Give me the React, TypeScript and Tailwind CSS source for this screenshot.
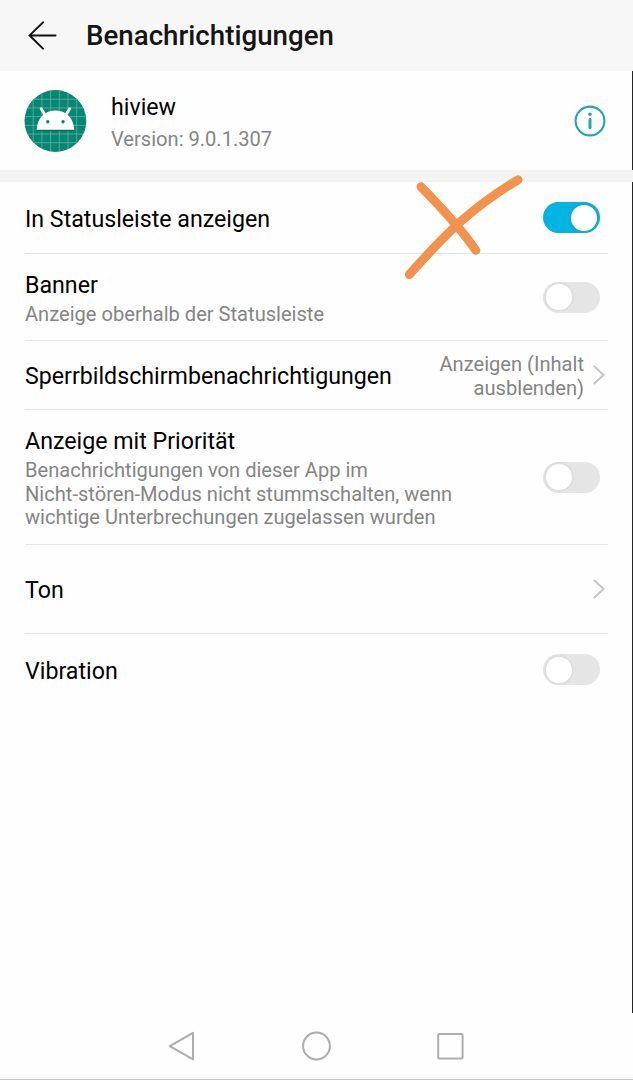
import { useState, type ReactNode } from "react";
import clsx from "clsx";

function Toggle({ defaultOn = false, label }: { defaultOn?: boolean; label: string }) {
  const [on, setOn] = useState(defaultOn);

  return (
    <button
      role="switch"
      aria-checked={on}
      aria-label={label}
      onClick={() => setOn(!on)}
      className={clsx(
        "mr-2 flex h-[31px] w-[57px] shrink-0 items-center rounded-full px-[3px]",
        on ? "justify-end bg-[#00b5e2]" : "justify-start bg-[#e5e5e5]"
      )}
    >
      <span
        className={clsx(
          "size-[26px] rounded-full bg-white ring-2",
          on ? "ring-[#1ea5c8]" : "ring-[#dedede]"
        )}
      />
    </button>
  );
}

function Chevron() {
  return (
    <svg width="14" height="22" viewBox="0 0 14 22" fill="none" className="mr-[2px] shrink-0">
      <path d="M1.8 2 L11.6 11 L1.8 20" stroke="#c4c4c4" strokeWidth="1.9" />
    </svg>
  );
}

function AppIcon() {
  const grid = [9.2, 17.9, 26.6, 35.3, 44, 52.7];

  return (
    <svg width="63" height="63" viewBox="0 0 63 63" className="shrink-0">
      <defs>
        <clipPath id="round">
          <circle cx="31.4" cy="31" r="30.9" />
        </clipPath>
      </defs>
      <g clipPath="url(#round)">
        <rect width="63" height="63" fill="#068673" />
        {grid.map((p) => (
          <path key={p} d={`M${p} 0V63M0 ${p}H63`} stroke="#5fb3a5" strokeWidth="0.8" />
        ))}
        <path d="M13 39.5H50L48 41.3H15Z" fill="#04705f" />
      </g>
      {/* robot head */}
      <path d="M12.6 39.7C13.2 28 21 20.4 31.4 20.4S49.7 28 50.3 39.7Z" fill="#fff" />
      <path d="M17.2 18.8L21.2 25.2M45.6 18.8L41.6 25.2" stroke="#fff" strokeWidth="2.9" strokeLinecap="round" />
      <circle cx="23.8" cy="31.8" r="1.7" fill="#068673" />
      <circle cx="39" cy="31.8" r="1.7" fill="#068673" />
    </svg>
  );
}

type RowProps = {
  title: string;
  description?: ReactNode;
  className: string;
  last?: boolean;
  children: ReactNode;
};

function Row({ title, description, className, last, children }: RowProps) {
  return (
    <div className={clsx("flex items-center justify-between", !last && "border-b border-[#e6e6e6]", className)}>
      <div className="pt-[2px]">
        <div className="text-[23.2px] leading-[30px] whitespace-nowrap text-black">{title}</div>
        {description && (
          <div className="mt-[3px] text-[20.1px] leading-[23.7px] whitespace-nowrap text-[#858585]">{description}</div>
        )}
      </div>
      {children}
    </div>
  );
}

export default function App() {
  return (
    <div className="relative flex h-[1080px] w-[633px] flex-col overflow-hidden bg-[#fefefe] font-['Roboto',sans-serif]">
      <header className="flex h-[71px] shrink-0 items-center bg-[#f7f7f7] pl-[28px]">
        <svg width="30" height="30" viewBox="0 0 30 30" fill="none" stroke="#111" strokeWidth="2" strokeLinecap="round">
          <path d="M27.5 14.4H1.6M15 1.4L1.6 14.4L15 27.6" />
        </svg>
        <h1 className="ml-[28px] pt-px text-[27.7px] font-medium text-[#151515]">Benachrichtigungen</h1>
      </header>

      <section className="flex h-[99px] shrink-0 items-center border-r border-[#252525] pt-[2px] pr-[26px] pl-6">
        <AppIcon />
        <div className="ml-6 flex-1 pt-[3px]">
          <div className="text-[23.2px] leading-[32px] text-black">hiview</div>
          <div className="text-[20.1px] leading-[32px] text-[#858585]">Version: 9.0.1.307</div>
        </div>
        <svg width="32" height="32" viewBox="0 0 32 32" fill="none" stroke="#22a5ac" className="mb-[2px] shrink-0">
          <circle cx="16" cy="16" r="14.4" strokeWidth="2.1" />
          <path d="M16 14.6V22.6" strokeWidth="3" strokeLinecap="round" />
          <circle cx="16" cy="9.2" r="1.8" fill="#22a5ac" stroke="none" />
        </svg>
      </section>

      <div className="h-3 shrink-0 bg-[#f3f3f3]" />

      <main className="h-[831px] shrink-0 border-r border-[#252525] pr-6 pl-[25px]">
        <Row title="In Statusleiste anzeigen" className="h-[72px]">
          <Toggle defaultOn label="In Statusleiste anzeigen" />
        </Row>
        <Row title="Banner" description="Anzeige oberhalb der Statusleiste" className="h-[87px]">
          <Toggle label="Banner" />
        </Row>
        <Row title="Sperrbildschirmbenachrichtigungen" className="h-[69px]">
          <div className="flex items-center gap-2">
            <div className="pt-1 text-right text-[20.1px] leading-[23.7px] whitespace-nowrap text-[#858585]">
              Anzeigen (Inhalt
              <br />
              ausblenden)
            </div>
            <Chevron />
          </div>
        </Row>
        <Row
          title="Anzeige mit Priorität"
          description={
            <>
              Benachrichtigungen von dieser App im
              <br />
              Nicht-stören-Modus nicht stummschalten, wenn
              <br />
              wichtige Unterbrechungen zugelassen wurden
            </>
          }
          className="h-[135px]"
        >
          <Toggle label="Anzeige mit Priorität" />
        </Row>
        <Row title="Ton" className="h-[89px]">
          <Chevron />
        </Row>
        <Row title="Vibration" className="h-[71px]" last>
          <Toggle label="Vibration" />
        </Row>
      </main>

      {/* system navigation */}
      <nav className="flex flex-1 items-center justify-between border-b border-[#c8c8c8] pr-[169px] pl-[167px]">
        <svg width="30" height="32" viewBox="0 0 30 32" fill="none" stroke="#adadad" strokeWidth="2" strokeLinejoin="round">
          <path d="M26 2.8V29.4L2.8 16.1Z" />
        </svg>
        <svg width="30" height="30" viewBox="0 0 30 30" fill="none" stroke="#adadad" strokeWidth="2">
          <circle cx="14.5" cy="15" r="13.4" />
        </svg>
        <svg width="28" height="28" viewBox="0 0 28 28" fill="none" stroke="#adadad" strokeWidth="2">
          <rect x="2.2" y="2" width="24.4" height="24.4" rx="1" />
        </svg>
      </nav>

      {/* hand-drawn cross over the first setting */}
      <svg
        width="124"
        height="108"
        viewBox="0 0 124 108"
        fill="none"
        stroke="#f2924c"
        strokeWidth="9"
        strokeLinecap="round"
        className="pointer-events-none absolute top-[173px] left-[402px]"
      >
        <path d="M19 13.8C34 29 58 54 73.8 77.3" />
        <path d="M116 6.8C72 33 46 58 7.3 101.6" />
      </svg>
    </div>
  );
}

==

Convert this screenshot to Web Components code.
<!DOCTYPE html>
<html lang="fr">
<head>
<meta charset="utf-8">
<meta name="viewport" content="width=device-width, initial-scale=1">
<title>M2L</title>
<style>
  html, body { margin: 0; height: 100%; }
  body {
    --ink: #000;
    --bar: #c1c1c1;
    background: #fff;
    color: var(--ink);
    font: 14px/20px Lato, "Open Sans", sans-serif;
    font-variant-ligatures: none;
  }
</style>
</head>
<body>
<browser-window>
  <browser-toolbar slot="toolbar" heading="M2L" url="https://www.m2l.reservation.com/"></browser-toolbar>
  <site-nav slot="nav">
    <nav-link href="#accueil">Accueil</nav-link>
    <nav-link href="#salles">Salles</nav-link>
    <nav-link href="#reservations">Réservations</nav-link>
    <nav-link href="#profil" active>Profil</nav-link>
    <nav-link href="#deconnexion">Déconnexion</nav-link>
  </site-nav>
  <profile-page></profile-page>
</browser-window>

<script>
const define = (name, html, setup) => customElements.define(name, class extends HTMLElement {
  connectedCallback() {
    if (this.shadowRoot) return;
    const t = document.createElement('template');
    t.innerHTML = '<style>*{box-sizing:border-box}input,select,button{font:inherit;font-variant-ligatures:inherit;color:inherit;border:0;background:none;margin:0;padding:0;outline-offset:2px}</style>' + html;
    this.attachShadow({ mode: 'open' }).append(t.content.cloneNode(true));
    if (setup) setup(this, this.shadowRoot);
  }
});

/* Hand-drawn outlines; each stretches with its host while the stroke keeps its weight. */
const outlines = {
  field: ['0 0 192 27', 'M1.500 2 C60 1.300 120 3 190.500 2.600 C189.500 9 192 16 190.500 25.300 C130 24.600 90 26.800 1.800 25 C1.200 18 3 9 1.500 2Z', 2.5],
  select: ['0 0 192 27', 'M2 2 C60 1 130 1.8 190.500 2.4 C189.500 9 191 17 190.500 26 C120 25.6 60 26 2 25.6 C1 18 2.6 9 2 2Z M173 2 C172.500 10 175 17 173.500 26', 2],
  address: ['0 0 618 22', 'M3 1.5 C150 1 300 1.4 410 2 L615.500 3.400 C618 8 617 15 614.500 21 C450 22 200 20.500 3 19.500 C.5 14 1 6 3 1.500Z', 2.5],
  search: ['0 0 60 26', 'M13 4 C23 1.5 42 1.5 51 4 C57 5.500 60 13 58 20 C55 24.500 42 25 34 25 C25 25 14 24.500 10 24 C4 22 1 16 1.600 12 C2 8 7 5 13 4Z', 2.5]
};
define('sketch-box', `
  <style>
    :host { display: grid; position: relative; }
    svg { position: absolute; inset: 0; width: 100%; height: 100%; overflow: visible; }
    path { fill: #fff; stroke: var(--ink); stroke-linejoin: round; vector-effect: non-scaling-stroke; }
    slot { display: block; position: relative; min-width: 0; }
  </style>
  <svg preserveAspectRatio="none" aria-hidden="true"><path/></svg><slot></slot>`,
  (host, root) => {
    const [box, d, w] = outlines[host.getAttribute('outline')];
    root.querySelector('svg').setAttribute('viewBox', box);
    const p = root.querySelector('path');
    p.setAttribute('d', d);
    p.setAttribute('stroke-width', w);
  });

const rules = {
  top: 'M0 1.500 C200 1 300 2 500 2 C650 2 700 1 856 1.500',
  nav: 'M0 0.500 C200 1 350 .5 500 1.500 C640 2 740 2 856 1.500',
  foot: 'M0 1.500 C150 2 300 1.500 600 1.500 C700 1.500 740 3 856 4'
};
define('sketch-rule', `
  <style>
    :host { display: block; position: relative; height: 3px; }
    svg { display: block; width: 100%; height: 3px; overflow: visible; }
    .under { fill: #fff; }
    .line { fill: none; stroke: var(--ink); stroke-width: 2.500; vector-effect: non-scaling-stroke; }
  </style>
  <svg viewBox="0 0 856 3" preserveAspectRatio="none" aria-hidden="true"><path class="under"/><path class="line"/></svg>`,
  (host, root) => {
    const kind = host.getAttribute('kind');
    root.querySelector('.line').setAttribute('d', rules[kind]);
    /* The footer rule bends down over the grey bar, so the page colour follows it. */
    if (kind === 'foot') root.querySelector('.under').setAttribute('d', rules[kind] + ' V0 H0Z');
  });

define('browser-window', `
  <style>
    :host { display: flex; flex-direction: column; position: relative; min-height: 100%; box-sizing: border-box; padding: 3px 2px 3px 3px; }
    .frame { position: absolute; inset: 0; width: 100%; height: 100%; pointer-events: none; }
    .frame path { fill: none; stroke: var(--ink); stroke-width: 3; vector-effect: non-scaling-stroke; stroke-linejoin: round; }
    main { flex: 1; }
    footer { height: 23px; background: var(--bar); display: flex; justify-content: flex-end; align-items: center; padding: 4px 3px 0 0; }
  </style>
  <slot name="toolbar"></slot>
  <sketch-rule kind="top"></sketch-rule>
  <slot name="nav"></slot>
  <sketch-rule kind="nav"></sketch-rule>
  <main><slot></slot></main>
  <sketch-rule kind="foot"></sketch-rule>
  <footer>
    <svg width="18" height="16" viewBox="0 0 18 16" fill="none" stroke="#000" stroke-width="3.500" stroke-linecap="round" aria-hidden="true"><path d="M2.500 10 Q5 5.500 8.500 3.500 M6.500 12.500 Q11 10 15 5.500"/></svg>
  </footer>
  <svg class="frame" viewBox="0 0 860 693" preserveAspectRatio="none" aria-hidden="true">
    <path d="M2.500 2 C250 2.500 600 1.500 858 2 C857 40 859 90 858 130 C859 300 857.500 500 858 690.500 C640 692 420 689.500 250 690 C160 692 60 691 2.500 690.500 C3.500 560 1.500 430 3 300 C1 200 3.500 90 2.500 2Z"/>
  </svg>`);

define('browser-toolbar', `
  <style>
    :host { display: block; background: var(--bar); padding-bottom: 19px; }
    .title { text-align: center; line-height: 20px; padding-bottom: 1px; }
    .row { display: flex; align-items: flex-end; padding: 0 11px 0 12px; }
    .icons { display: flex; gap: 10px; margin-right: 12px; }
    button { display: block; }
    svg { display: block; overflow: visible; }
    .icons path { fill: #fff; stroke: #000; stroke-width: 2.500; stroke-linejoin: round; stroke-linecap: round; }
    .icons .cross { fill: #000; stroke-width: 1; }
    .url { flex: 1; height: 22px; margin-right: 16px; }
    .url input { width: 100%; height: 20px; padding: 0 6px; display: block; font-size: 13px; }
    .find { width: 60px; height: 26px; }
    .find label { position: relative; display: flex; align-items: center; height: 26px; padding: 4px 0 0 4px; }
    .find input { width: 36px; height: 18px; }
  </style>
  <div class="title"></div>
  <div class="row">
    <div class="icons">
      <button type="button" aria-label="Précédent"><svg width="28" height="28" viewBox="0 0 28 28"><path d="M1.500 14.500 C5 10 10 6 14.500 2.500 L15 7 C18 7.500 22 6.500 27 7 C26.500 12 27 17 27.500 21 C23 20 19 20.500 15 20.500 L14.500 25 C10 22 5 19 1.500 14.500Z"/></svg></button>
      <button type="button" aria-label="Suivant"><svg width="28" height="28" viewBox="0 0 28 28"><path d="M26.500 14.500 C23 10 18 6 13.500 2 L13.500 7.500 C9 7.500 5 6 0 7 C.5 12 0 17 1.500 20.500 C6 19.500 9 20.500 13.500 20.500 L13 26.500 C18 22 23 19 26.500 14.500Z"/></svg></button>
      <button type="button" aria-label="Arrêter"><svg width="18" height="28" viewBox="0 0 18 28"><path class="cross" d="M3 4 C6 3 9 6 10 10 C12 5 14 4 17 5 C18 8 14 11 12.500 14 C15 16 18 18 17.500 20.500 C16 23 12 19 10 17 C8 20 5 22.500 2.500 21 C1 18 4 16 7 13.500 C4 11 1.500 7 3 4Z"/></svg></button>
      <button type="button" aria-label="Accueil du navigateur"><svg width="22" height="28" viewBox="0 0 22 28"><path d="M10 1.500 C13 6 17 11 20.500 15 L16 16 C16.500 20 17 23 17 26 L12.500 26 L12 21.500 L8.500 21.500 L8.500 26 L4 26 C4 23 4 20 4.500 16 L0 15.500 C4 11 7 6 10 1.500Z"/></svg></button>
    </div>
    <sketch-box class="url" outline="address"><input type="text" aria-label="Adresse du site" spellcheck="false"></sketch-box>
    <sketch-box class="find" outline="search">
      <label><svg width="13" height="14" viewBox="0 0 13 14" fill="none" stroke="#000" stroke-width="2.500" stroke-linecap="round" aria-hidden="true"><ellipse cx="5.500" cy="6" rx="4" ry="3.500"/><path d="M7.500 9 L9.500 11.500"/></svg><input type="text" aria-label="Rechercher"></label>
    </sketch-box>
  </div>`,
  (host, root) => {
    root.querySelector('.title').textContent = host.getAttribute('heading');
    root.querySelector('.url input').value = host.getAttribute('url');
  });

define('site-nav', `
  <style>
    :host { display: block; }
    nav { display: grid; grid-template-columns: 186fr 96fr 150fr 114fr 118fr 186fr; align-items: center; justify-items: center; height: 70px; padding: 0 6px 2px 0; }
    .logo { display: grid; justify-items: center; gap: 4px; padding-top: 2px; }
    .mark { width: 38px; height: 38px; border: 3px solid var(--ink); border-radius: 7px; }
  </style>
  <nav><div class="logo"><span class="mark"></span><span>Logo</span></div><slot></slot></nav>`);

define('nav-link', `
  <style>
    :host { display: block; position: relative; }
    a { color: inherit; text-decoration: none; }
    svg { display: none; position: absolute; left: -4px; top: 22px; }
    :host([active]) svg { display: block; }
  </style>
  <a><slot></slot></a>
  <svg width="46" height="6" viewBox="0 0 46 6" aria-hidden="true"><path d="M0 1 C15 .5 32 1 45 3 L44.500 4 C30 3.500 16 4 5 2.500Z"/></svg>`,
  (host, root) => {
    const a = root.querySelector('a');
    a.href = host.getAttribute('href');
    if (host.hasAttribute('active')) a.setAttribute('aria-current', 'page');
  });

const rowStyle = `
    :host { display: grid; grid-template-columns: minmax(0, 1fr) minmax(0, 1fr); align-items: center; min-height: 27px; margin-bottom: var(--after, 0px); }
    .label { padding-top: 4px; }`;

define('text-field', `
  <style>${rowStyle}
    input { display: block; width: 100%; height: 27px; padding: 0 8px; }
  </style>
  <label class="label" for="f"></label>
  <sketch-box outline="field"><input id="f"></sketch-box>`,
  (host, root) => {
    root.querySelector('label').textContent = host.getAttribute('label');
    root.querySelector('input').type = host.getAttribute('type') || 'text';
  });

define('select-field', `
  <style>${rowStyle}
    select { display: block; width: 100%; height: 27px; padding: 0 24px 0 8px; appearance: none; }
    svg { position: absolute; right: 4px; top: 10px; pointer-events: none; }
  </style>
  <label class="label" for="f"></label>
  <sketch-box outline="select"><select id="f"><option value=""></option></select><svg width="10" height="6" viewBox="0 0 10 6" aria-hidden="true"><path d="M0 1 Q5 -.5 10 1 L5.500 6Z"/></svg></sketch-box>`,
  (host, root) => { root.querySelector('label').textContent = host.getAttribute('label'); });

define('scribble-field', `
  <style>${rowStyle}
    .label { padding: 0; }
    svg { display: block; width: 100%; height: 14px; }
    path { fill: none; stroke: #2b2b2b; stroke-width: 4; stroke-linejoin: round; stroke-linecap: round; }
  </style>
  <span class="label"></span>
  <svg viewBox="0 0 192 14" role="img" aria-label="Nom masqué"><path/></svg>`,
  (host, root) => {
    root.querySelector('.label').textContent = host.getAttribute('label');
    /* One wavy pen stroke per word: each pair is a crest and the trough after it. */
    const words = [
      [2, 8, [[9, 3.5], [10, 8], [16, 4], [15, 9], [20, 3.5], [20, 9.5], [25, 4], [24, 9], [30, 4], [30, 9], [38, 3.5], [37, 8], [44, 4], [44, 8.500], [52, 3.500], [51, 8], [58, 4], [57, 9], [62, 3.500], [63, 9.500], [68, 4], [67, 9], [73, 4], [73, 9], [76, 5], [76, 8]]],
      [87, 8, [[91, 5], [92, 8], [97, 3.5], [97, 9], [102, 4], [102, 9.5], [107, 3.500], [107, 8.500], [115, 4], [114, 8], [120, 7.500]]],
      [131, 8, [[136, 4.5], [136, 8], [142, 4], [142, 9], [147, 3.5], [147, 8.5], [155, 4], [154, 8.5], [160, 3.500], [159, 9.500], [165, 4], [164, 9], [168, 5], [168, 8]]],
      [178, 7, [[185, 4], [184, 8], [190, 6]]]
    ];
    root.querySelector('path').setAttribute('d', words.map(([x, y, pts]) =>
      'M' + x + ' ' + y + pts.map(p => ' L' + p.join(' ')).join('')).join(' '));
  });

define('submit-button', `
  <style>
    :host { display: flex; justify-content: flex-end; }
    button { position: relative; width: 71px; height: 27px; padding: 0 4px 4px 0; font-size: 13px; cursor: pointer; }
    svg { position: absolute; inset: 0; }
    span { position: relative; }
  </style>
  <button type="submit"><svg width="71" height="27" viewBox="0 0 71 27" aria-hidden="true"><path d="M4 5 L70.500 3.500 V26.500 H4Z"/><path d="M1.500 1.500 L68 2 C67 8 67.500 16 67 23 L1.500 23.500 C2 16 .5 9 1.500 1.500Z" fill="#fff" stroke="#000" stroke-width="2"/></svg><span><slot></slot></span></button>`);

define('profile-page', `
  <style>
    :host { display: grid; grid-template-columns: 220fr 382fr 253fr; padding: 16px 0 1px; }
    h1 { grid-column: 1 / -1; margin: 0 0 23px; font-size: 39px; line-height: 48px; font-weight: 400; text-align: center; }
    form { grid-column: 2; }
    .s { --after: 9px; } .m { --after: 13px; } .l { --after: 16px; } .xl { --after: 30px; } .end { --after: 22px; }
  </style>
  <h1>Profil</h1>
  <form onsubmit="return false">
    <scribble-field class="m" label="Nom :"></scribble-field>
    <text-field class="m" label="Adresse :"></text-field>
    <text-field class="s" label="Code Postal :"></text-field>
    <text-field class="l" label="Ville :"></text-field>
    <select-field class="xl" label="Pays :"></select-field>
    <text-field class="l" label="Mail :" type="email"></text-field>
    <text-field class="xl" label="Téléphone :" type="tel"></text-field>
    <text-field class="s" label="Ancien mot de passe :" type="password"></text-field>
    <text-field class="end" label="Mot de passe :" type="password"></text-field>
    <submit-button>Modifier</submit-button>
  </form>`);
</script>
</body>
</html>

• Exercise instructions:
The lines you need run from the one containing "Give me the" down to the one containing "const grid = [9.2, 17.9, 26.6, 35.3, 44, 52.7];"; print them exactly, both ends included, and leave out pictures.

• Answer to the task:
Give me the React, TypeScript and Tailwind CSS source for this screenshot.
import { useState, type ReactNode } from "react";
import clsx from "clsx";

function Toggle({ defaultOn = false, label }: { defaultOn?: boolean; label: string }) {
  const [on, setOn] = useState(defaultOn);

  return (
    <button
      role="switch"
      aria-checked={on}
      aria-label={label}
      onClick={() => setOn(!on)}
      className={clsx(
        "mr-2 flex h-[31px] w-[57px] shrink-0 items-center rounded-full px-[3px]",
        on ? "justify-end bg-[#00b5e2]" : "justify-start bg-[#e5e5e5]"
      )}
    >
      <span
        className={clsx(
          "size-[26px] rounded-full bg-white ring-2",
          on ? "ring-[#1ea5c8]" : "ring-[#dedede]"
        )}
      />
    </button>
  );
}

function Chevron() {
  return (
    <svg width="14" height="22" viewBox="0 0 14 22" fill="none" className="mr-[2px] shrink-0">
      <path d="M1.8 2 L11.6 11 L1.8 20" stroke="#c4c4c4" strokeWidth="1.9" />
    </svg>
  );
}

function AppIcon() {
  const grid = [9.2, 17.9, 26.6, 35.3, 44, 52.7];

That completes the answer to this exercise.